WHAT YOU NEED TO DO: Copy the lines of the data below exactly, starting at the first and stopping after the line that contains "rounded-br-[14px] border-r-2 border-b-2"; include no pictures.

RAW DATA:
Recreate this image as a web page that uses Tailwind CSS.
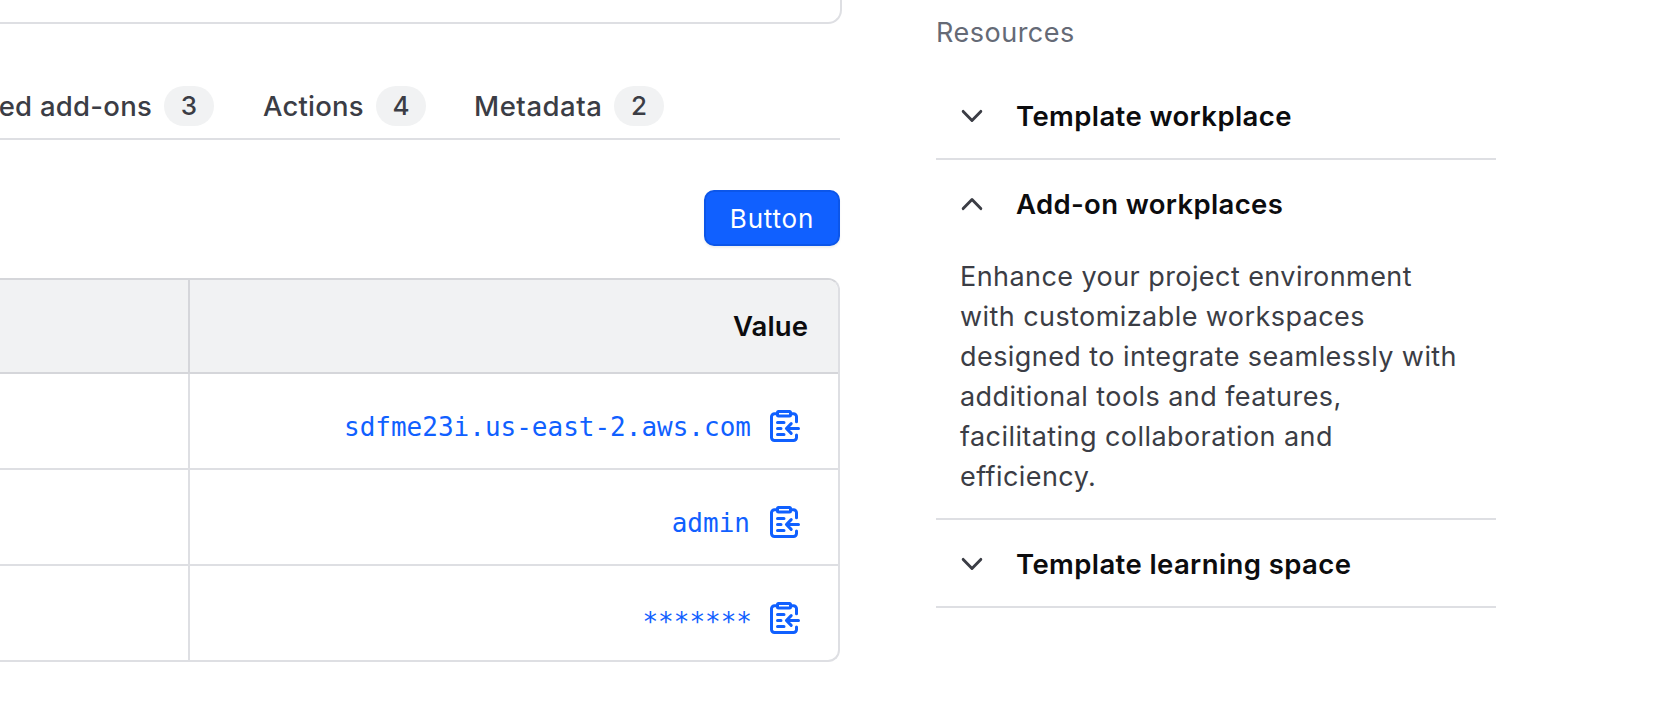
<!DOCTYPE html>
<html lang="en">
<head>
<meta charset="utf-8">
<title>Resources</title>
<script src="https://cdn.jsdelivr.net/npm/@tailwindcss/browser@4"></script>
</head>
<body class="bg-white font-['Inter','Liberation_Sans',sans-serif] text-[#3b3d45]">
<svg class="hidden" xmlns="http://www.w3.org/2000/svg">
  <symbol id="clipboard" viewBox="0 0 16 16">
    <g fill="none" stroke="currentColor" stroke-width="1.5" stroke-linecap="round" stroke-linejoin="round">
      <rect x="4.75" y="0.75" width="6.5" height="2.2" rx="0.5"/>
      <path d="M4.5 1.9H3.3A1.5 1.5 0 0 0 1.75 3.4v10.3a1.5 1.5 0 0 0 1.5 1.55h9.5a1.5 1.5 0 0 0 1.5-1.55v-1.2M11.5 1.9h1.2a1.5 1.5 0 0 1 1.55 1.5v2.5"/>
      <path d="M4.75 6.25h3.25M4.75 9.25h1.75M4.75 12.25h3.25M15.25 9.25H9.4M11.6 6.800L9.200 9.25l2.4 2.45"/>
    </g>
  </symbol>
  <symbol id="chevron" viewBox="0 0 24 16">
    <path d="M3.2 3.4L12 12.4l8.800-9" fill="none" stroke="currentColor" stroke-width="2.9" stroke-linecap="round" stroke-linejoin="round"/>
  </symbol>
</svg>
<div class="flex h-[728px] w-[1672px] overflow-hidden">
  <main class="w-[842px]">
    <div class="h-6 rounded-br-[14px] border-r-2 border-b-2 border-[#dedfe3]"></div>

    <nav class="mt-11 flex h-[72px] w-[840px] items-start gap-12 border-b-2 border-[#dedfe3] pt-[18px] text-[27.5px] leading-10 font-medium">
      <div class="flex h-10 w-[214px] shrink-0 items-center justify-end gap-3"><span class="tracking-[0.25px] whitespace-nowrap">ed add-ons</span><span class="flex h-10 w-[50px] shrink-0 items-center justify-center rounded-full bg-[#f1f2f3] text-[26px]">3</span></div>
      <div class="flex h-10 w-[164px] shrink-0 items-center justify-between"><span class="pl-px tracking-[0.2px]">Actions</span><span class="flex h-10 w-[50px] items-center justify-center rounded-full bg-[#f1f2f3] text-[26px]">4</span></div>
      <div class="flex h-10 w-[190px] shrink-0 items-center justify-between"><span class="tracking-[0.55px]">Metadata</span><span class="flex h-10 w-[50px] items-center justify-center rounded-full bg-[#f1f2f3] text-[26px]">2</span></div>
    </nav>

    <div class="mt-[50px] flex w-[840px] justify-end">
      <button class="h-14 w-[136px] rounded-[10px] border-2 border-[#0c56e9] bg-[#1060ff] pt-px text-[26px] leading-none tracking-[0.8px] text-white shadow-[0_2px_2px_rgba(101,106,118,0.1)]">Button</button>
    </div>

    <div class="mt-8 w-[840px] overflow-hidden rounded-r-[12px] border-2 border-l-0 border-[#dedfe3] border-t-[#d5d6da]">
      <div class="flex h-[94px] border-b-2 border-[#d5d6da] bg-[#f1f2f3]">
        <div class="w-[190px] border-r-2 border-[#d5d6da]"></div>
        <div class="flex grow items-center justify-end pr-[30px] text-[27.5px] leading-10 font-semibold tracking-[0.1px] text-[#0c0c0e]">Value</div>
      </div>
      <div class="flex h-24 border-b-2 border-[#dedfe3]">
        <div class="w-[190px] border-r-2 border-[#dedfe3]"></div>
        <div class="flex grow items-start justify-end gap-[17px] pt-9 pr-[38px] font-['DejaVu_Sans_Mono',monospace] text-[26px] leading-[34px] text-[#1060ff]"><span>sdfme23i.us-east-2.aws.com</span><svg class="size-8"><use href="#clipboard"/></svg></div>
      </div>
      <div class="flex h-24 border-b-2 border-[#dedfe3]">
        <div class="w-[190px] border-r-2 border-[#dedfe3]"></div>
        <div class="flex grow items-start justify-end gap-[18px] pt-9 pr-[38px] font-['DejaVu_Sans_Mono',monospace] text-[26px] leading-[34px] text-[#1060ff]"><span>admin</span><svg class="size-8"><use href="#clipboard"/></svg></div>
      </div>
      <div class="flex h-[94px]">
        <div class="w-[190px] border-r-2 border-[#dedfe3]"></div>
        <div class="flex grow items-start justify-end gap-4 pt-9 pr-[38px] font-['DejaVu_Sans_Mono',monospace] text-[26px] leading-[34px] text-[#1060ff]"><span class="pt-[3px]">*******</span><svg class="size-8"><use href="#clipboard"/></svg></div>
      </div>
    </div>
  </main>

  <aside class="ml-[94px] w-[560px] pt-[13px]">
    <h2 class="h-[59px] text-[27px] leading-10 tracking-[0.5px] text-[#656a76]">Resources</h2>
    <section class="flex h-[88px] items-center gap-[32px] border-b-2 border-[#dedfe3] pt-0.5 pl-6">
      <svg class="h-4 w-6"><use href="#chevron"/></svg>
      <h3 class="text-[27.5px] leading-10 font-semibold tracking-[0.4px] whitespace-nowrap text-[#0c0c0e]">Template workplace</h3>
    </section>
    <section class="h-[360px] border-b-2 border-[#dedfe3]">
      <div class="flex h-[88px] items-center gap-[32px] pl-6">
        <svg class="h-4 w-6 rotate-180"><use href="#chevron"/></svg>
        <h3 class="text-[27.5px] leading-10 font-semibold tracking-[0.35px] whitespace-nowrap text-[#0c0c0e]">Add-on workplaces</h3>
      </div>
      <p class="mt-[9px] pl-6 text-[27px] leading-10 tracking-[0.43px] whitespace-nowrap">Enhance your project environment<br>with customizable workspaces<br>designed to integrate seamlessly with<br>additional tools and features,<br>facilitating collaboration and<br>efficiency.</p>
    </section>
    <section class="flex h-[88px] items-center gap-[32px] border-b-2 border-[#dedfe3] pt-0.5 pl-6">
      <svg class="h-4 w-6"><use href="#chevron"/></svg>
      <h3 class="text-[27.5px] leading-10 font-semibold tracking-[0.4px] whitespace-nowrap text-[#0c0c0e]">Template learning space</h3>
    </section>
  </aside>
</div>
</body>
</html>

EXERCISE RESPONSE:
Recreate this image as a web page that uses Tailwind CSS.
<!DOCTYPE html>
<html lang="en">
<head>
<meta charset="utf-8">
<title>Resources</title>
<script src="https://cdn.jsdelivr.net/npm/@tailwindcss/browser@4"></script>
</head>
<body class="bg-white font-['Inter','Liberation_Sans',sans-serif] text-[#3b3d45]">
<svg class="hidden" xmlns="http://www.w3.org/2000/svg">
  <symbol id="clipboard" viewBox="0 0 16 16">
    <g fill="none" stroke="currentColor" stroke-width="1.5" stroke-linecap="round" stroke-linejoin="round">
      <rect x="4.75" y="0.75" width="6.5" height="2.2" rx="0.5"/>
      <path d="M4.5 1.9H3.3A1.5 1.5 0 0 0 1.75 3.4v10.3a1.5 1.5 0 0 0 1.5 1.55h9.5a1.5 1.5 0 0 0 1.5-1.55v-1.2M11.5 1.9h1.2a1.5 1.5 0 0 1 1.55 1.5v2.5"/>
      <path d="M4.75 6.25h3.25M4.75 9.25h1.75M4.75 12.25h3.25M15.25 9.25H9.4M11.6 6.800L9.200 9.25l2.4 2.45"/>
    </g>
  </symbol>
  <symbol id="chevron" viewBox="0 0 24 16">
    <path d="M3.2 3.4L12 12.4l8.800-9" fill="none" stroke="currentColor" stroke-width="2.9" stroke-linecap="round" stroke-linejoin="round"/>
  </symbol>
</svg>
<div class="flex h-[728px] w-[1672px] overflow-hidden">
  <main class="w-[842px]">
    <div class="h-6 rounded-br-[14px] border-r-2 border-b-2 border-[#dedfe3]"></div>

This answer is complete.